Depleted Capitals Limp Into Toronto
Monday, October 29, 2007
TORONTO, Oct. 28 -- Two days after struggling in St. Louis minus Chris Clark, Alexander Semin and Tom Poti, the Washington Capitals could again find themselves without three of their most important players Monday night as they aim to snap a two-game losing streak against the Toronto Maple Leafs.
Clark, who suffered a severely lacerated left ear when he was struck by an Alex Ovechkin slap shot Friday, did not accompany the Capitals on the road trip.
Semin, who is day-to-day after aggravating his sprained right ankle against the Blues, also is not expected to be in the Capitals' lineup when they face Mats Sundin (18 points) and the Maple Leafs, who are 2-0-1 in their last three games.
Poti, meantime, will likely test his strained groin muscle in the morning skate before deciding whether to play. The Capitals' leader in ice time, Poti has missed the past two games.
Still, Coach Glen Hanlon refused to use the Capitals' thin lineup as an excuse for their slump.

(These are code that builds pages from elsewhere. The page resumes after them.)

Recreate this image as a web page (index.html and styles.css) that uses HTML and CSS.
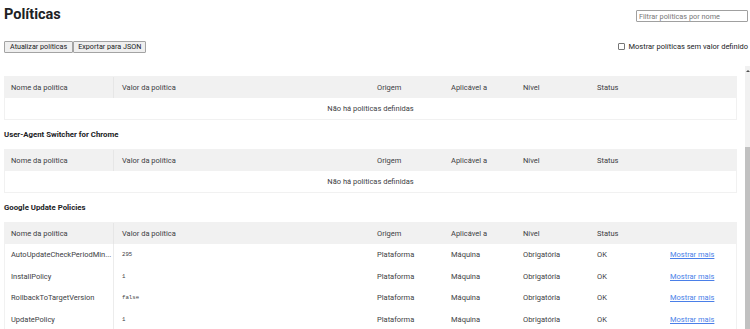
FILE: index.html
```html
<!DOCTYPE html>
<html lang="pt-BR">

<head>
    <meta charset="UTF-8">
    <meta name="viewport" content="width=device-width, initial-scale=1.0">
    <link rel="stylesheet" href="styles.css">
</head>

<body>

    <div class="page-header">
        <div class="header-top">
            <h1 class="page-title">Políticas</h1>
            <input type="text" class="filter-input" placeholder="Filtrar políticas por nome">
        </div>
        <div class="header-bottom">
            <div class="buttons">
                <button class="btn">Atualizar políticas</button>
                <button class="btn">Exportar para JSON</button>
            </div>
            <label class="show-unset">
                <input type="checkbox" class="unset-box">
                <span>Mostrar políticas sem valor definido</span>
            </label>
        </div>
    </div>

    <div class="main">
        <div class="content">

            <div class="policy-table">
                <div class="row head">
                    <div class="cell name">Nome da política</div>
                    <div class="cell value">Valor da política</div>
                    <div class="cell">Origem</div>
                    <div class="cell">Aplicável a</div>
                    <div class="cell">Nível</div>
                    <div class="cell">Status</div>
                    <div class="cell"></div>
                </div>
                <div class="empty-row">Não há políticas definidas</div>
            </div>

            <h3 class="section-title">User-Agent Switcher for Chrome</h3>
            <div class="policy-table">
                <div class="row head">
                    <div class="cell name">Nome da política</div>
                    <div class="cell value">Valor da política</div>
                    <div class="cell">Origem</div>
                    <div class="cell">Aplicável a</div>
                    <div class="cell">Nível</div>
                    <div class="cell">Status</div>
                    <div class="cell"></div>
                </div>
                <div class="empty-row">Não há políticas definidas</div>
            </div>

            <h3 class="section-title">Google Update Policies</h3>
            <div class="policy-table">
                <div class="row head">
                    <div class="cell name">Nome da política</div>
                    <div class="cell value">Valor da política</div>
                    <div class="cell">Origem</div>
                    <div class="cell">Aplicável a</div>
                    <div class="cell">Nível</div>
                    <div class="cell">Status</div>
                    <div class="cell"></div>
                </div>
                <div class="row">
                    <div class="cell name">AutoUpdateCheckPeriodMin...</div>
                    <div class="cell value"><span class="mono">295</span></div>
                    <div class="cell">Plataforma</div>
                    <div class="cell">Máquina</div>
                    <div class="cell">Obrigatória</div>
                    <div class="cell">OK</div>
                    <div class="cell"><a href="#" class="more">Mostrar mais</a></div>
                </div>
                <div class="row">
                    <div class="cell name">InstallPolicy</div>
                    <div class="cell value"><span class="mono">1</span></div>
                    <div class="cell">Plataforma</div>
                    <div class="cell">Máquina</div>
                    <div class="cell">Obrigatória</div>
                    <div class="cell">OK</div>
                    <div class="cell"><a href="#" class="more">Mostrar mais</a></div>
                </div>
                <div class="row">
                    <div class="cell name">RollbackToTargetVersion</div>
                    <div class="cell value"><span class="mono">false</span></div>
                    <div class="cell">Plataforma</div>
                    <div class="cell">Máquina</div>
                    <div class="cell">Obrigatória</div>
                    <div class="cell">OK</div>
                    <div class="cell"><a href="#" class="more">Mostrar mais</a></div>
                </div>
                <div class="row">
                    <div class="cell name">UpdatePolicy</div>
                    <div class="cell value"><span class="mono">1</span></div>
                    <div class="cell">Plataforma</div>
                    <div class="cell">Máquina</div>
                    <div class="cell">Obrigatória</div>
                    <div class="cell">OK</div>
                    <div class="cell"><a href="#" class="more">Mostrar mais</a></div>
                </div>
            </div>

        </div>

        <div class="scrollbar">
            <div class="scroll-arrow"></div>
            <div class="scroll-track"></div>
            <div class="scroll-thumb"></div>
        </div>
    </div>

</body>

</html>
```
FILE: styles.css
```css
body {
    margin: 0;
    padding: 0;
    font-family: Roboto, "Liberation Sans", sans-serif;
    font-size: 7.5px;
    color: #3c4043;
    background: #fff;
    height: 329px;
    overflow: hidden;
    display: flex;
    flex-direction: column;
}

.page-header {
    height: 66px;
    padding: 0 2px 0 4px;
    flex-shrink: 0;
}

.header-top {
    display: flex;
    justify-content: space-between;
    align-items: flex-start;
    height: 38px;
}

.page-title {
    margin: 6px 0 0;
    font-size: 14.5px;
    font-weight: 700;
    color: #202124;
}

.filter-input {
    margin-top: 10px;
    width: 112px;
    height: 12px;
    padding: 0 2px;
    box-sizing: border-box;
    border: 1px solid #a0a0a0;
    border-radius: 1px;
    font-family: inherit;
    font-size: 7.3px;
    color: #333;
}

.filter-input::placeholder {
    color: #777;
}

.header-bottom {
    display: flex;
    justify-content: space-between;
    align-items: flex-start;
}

.buttons {
    display: flex;
    margin-top: 3px;
}

.btn {
    height: 12px;
    padding: 0 5px;
    background-color: #efefef;
    border: 1px solid #a3a3a3;
    border-radius: 1px;
    font-family: inherit;
    font-size: 7.2px;
    color: #202124;
    line-height: 10px;
}

.btn + .btn {
    padding: 0 4px;
}

.show-unset {
    display: flex;
    align-items: center;
    gap: 4px;
    margin-top: 4px;
    color: #202124;
}

.unset-box {
    appearance: none;
    width: 7px;
    height: 7px;
    margin: 0;
    border: 1px solid #767676;
    border-radius: 1px;
    background: #fff;
}

.main {
    flex: 1;
    display: flex;
    min-height: 0;
}

.content {
    flex: 1;
    padding: 10px 8px 0 4px;
    overflow: hidden;
}

.policy-table {
    border: 1px solid #f1f1f1;
}

.row {
    display: grid;
    grid-template-columns: 109px 257px 74px 72px 74px 73px 1fr;
    height: 21.6px;
    align-items: stretch;
}

.row.head {
    background-color: #f1f1f1;
    height: 21px;
}

.cell {
    display: flex;
    align-items: center;
    padding-left: 6px;
    white-space: nowrap;
    overflow: hidden;
}

.cell.name {
    border-right: 1px solid #ececec;
}

.cell.value {
    padding-left: 8px;
}

.head .cell.name {
    border-right-color: #e6e6e6;
}

.mono {
    font-family: "Liberation Mono", "DejaVu Sans Mono", monospace;
    font-size: 5.7px;
}

.more {
    color: #4a7fe8;
    text-decoration: underline;
}

.empty-row {
    height: 21px;
    display: flex;
    align-items: center;
    justify-content: center;
}

.section-title {
    margin: 0;
    height: 29px;
    display: flex;
    align-items: center;
    font-size: 7.8px;
    font-weight: 700;
    color: #202124;
}

.scrollbar {
    width: 5px;
    display: flex;
    flex-direction: column;
    background-color: #f1f1f1;
}

.scroll-arrow {
    height: 8px;
}

.scroll-arrow::after {
    content: "";
    display: block;
    margin: 4px 0 0 1px;
    border-left: 2px solid transparent;
    border-right: 2px solid transparent;
    border-bottom: 2px solid #505050;
    width: 0;
}

.scroll-track {
    height: 73px;
}

.scroll-thumb {
    flex: 1;
    background-color: #c1c1c1;
}
```
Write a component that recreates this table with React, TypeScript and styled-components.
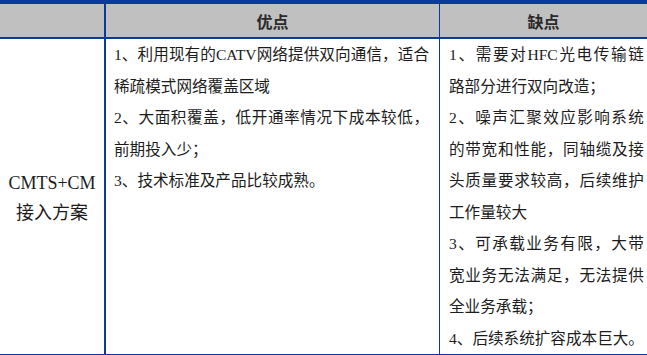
import React from 'react';
import styled, { createGlobalStyle } from 'styled-components';

const BLUE = '#0b3a9c';

const GlobalStyle = createGlobalStyle`
    html, body {
        margin: 0;
        padding: 0;
        background: #ffffff;
    }
    body {
        font-family: "Liberation Serif", "Noto Sans CJK SC", serif;
        color: #1c1c1c;
    }
`;

const Table = styled.div`
    width: 647px;
    border-top: 4px solid ${BLUE};
    border-bottom: 1px solid ${BLUE};
`;

const Row = styled.div<{ $head?: boolean }>`
    display: grid;
    grid-template-columns: 106px 334px 1fr;
    background: ${p => (p.$head ? '#c0c0c0' : '#ffffff')};
    border-bottom: ${p => (p.$head ? `2px solid ${BLUE}` : 'none')};
`;

const Cell = styled.div<{ $sep?: number }>`
    border-right: ${p => (p.$sep ? `${p.$sep}px solid ${BLUE}` : 'none')};
`;

const HeadCell = styled(Cell)`
    height: 33px;
    display: flex;
    align-items: center;
    justify-content: center;
    font-size: 16px;
    font-weight: bold;
    color: #2a2a2a;
`;

const NameCell = styled(Cell)`
    display: flex;
    flex-direction: column;
    align-items: center;
    justify-content: center;
    font-size: 18px;
    line-height: 30px;
    padding-top: 2px;
`;

const TextCell = styled(Cell)<{ $pl: number; $pr: number }>`
    padding: 0 ${p => p.$pr}px 0 ${p => p.$pl}px;
    font-size: 15.6px;
    line-height: 31.5px;
`;

const Line = styled.div<{ $end?: boolean }>`
    white-space: nowrap;
    text-align: justify;
    text-align-last: ${p => (p.$end ? 'left' : 'justify')};
`;

const Para = ({ lines }: { lines: string[] }) => (
    <>
        {lines.map((l, i) => (
            <Line key={i} $end={i === lines.length - 1}>{l}</Line>
        ))}
    </>
);

const pros = [
    ['1、利用现有的CATV网络提供双向通信，适合', '稀疏模式网络覆盖区域'],
    ['2、大面积覆盖，低开通率情况下成本较低，', '前期投入少；'],
    ['3、技术标准及产品比较成熟。'],
];

const cons = [
    ['1、需要对HFC光电传输链', '路部分进行双向改造；'],
    ['2、噪声汇聚效应影响系统', '的带宽和性能，同轴缆及接', '头质量要求较高，后续维护', '工作量较大'],
    ['3、可承载业务有限，大带', '宽业务无法满足，无法提供', '全业务承载；'],
    ['4、后续系统扩容成本巨大。'],
];

export default function App() {
    return (
        <>
            <GlobalStyle />
            <Table>
                <Row $head>
                    <HeadCell $sep={2} />
                    <HeadCell $sep={1}>优点</HeadCell>
                    <HeadCell>缺点</HeadCell>
                </Row>
                <Row>
                    <NameCell $sep={2}>
                        <span>CMTS+CM</span>
                        <span>接入方案</span>
                    </NameCell>
                    <TextCell $sep={1} $pl={8} $pr={10}>
                        {pros.map((p, i) => <Para key={i} lines={p} />)}
                    </TextCell>
                    <TextCell $pl={9} $pr={7}>
                        {cons.map((p, i) => <Para key={i} lines={p} />)}
                    </TextCell>
                </Row>
            </Table>
        </>
    );
}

"We definitely need those people, but it's an opportunity for other people to step forward," Hanlon said. "We have people who are fighting for their NHL lives here. If you give up that many minutes, someone's going to have an opportunity to step up and play."
Against St. Louis "it was Mike Green who stepped up and took Tom Poti's offensive slot," he added. "We need someone in the forward group to take these 20 minutes from Alexander Semin, and we need some on the power play to take the six or seven minutes he plays there. That's the way I'm looking at it."
The Maple Leafs find themselves in similarly sad shape. They won't have forwards Darcy Tucker (right knee) and Kyle Wellwood (groin) or defensemen Carlo Colaiacovo (knee) and Bryan McCabe (groin).
The Capitals are 0-7 this season in 5-on-3 power-play situations for a total of 6 minutes 33 seconds. In their 4-3 loss in St. Louis, the Capitals were 0 for 3 with the two-man advantage (for a total of 2 minutes 24 seconds).
"They say if you don't score on your five-on-threes, you don't win the hockey game," Hanlon said. "It's kind of tough when both teams don't score on their five-on-threes. Someone's got to win the game. So maybe we threw that saying out the window."
Despite its failure on two-man advantages, Washington's power play has improved slightly since Hanlon began stacking his unit two games ago instead of employing two equally balanced groups. The Capitals are 3 for 12 since the change in strategy, and have moved up to 21st in the league rankings through Saturday's games (14 percent effectiveness rate).
Close to Home
With Saturday night's game in St. Louis behind them, the Capitals won't leave the Eastern time zone again until March 18-19, when they play in Nashville and Chicago. Washington's travel next season, however, likely won't be as favorable if the NHL adopts a proposal to return to a traditional schedule, requiring clubs to play in the other 29 NHL cities at least once. . . . Given the day off Sunday, the players and coaching staff visited the Hockey Hall of Fame.